While the various transport protocols, new and old alike, seem to be getting on well together in metro areas, what customers should always consider is that service providers will inevitably rely on a mixed-bag of transport solutions to deliver their metro access needs. But the management and quality of service issues that arise as a result, is something that users should pin their suppliers down on, as they don't have complete control of their network once portions of it leave their buildings.
- The nature of the IT traffic and its relevance to business continuity. Are the networks mission-critical (back office system for a bank or a retail e-commerce operation for instance), or are they just supporting day-to-day activities such as employee web access?

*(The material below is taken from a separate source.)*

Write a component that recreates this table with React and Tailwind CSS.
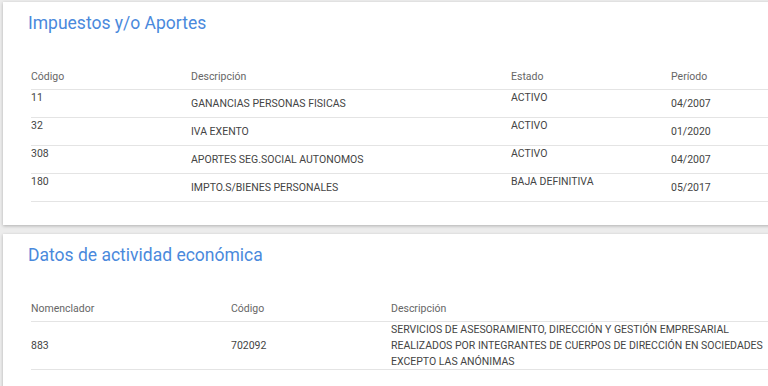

- The quantity and profile of the traffic. Is it multi-gigabit per second or a few megabits per second, and is it highly variable according to the time of day?
- The network quality of service requirements for the applications being used. E-mail and web browsing do not require special handling whilst voice over IP (VoIP) and real-time storage replication do.
- The cost and availability of the services available from the network providers available. Will providers lease or sell fibres to the enterprise? Do they support managed storage or managed wavelength services? What is the relative cost of leased SDH circuits versus leased fibre or managed ATM services?
- What are the size and geographic distribution of the enterprise sites to be connected and what is the optimum network topology to support the IT infrastructure? Does the enterprise have many small branch offices that need to be connected to HQ storage and application servers, or does the business consist of a few campus sites in a major city centre?